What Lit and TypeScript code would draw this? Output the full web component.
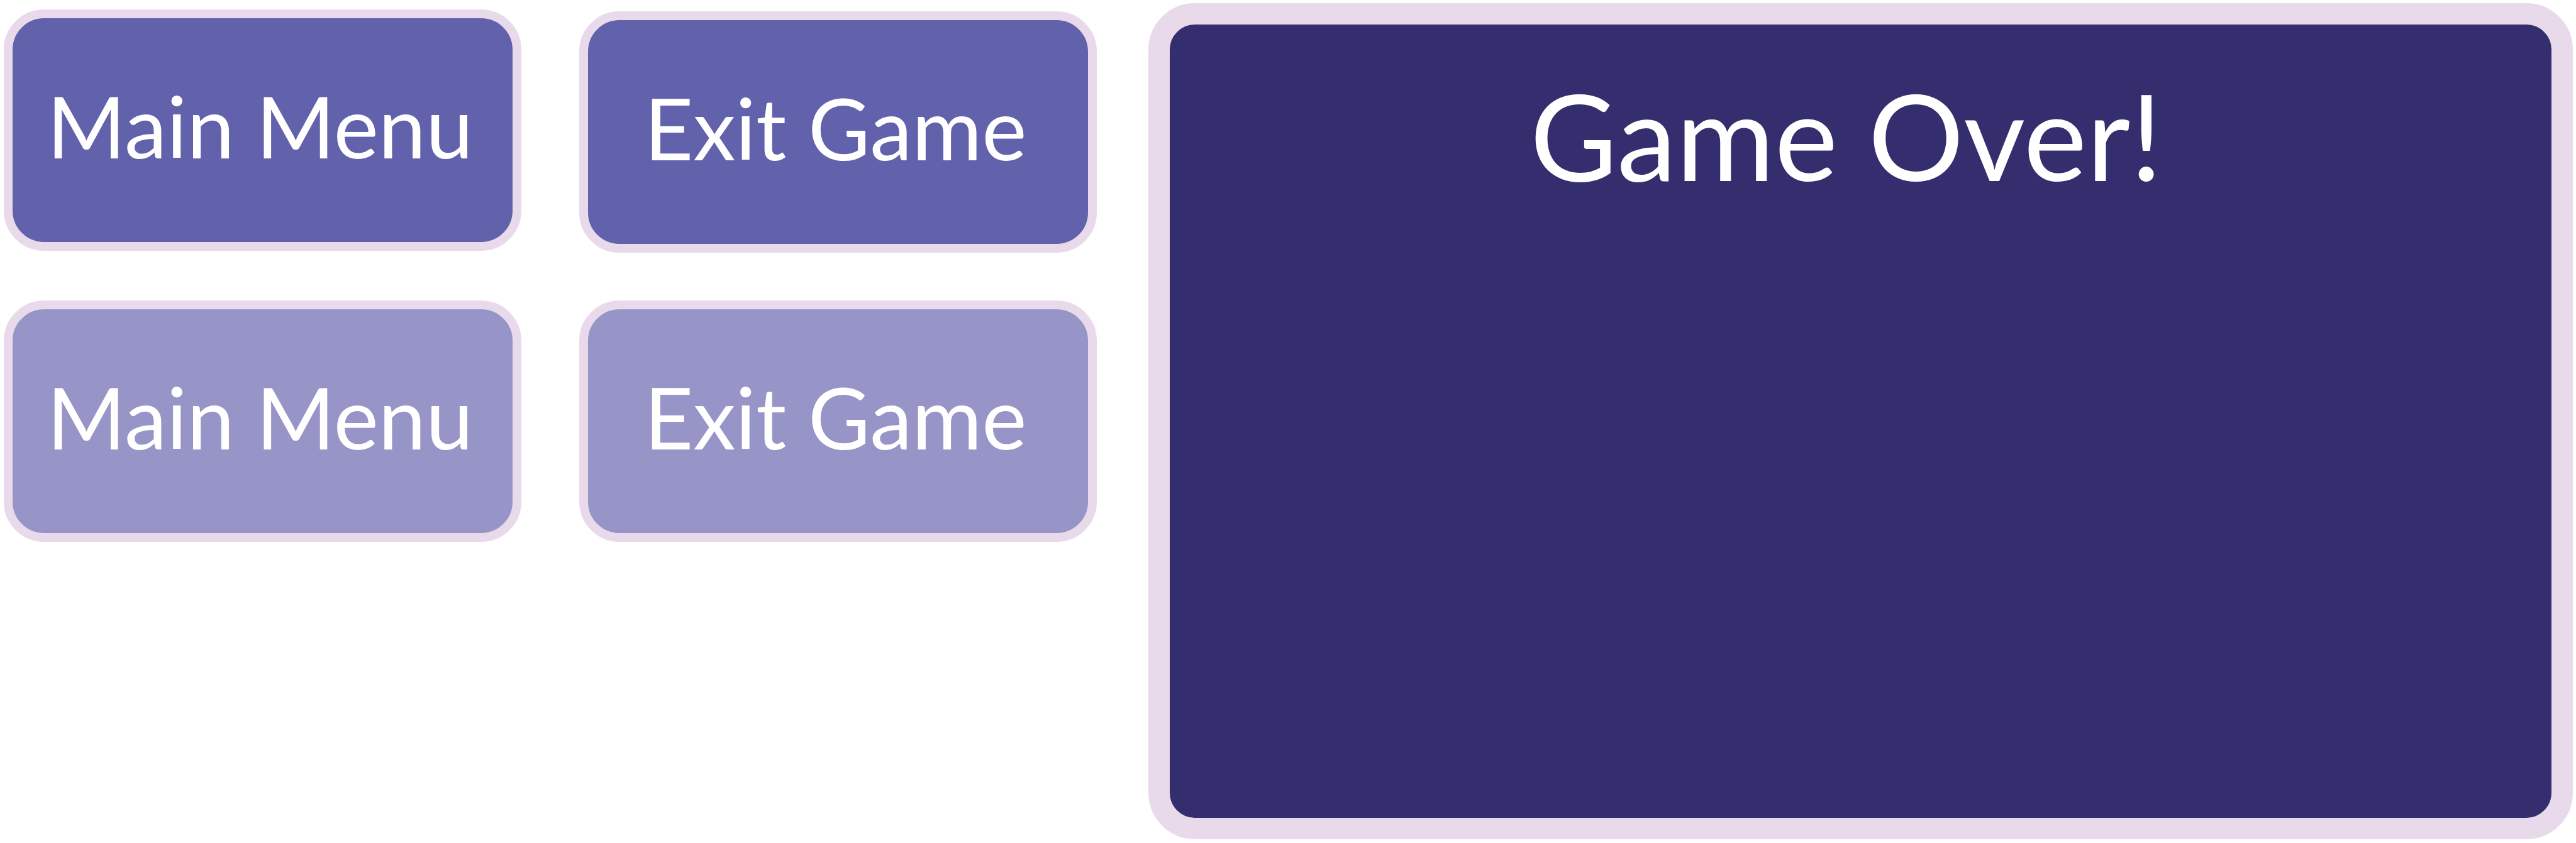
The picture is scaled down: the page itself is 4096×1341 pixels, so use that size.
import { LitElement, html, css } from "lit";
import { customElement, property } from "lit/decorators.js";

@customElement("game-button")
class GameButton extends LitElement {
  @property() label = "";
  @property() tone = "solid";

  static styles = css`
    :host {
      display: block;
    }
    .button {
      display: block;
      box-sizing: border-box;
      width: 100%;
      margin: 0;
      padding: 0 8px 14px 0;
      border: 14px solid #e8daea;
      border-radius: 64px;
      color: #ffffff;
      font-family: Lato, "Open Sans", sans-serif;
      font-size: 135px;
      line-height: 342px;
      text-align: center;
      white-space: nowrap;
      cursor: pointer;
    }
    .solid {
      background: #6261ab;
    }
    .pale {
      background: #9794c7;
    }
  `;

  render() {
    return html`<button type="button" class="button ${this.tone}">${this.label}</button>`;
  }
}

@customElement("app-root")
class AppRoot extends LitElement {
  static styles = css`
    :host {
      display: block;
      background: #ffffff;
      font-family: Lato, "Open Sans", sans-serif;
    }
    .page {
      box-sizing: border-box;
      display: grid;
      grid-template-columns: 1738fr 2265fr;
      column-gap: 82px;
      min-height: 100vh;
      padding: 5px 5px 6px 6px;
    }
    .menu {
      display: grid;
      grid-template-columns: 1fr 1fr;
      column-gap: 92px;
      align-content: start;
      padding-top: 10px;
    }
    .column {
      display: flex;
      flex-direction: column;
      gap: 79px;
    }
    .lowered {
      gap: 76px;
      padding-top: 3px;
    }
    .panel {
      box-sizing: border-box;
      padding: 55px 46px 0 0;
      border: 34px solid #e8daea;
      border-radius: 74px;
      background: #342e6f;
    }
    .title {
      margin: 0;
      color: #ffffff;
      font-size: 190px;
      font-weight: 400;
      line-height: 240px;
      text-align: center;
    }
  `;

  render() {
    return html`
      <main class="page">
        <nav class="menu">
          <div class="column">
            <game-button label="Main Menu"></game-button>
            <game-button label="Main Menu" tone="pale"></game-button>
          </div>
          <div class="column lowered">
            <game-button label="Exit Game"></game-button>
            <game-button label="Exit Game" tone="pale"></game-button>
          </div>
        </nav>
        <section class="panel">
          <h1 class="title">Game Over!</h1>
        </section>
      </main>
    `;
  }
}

__________________________________________________

| TASK REQUIREMENTS |
Omit each picture, then return all of the listing exactly as it stands.

| TASK SOLUTION |
What Lit and TypeScript code would draw this? Output the full web component.
The picture is scaled down: the page itself is 4096×1341 pixels, so use that size.
import { LitElement, html, css } from "lit";
import { customElement, property } from "lit/decorators.js";

@customElement("game-button")
class GameButton extends LitElement {
  @property() label = "";
  @property() tone = "solid";

  static styles = css`
    :host {
      display: block;
    }
    .button {
      display: block;
      box-sizing: border-box;
      width: 100%;
      margin: 0;
      padding: 0 8px 14px 0;
      border: 14px solid #e8daea;
      border-radius: 64px;
      color: #ffffff;
      font-family: Lato, "Open Sans", sans-serif;
      font-size: 135px;
      line-height: 342px;
      text-align: center;
      white-space: nowrap;
      cursor: pointer;
    }
    .solid {
      background: #6261ab;
    }
    .pale {
      background: #9794c7;
    }
  `;

  render() {
    return html`<button type="button" class="button ${this.tone}">${this.label}</button>`;
  }
}

@customElement("app-root")
class AppRoot extends LitElement {
  static styles = css`
    :host {
      display: block;
      background: #ffffff;
      font-family: Lato, "Open Sans", sans-serif;
    }
    .page {
      box-sizing: border-box;
      display: grid;
      grid-template-columns: 1738fr 2265fr;
      column-gap: 82px;
      min-height: 100vh;
      padding: 5px 5px 6px 6px;
    }
    .menu {
      display: grid;
      grid-template-columns: 1fr 1fr;
      column-gap: 92px;
      align-content: start;
      padding-top: 10px;
    }
    .column {
      display: flex;
      flex-direction: column;
      gap: 79px;
    }
    .lowered {
      gap: 76px;
      padding-top: 3px;
    }
    .panel {
      box-sizing: border-box;
      padding: 55px 46px 0 0;
      border: 34px solid #e8daea;
      border-radius: 74px;
      background: #342e6f;
    }
    .title {
      margin: 0;
      color: #ffffff;
      font-size: 190px;
      font-weight: 400;
      line-height: 240px;
      text-align: center;
    }
  `;

  render() {
    return html`
      <main class="page">
        <nav class="menu">
          <div class="column">
            <game-button label="Main Menu"></game-button>
            <game-button label="Main Menu" tone="pale"></game-button>
          </div>
          <div class="column lowered">
            <game-button label="Exit Game"></game-button>
            <game-button label="Exit Game" tone="pale"></game-button>
          </div>
        </nav>
        <section class="panel">
          <h1 class="title">Game Over!</h1>
        </section>
      </main>
    `;
  }
}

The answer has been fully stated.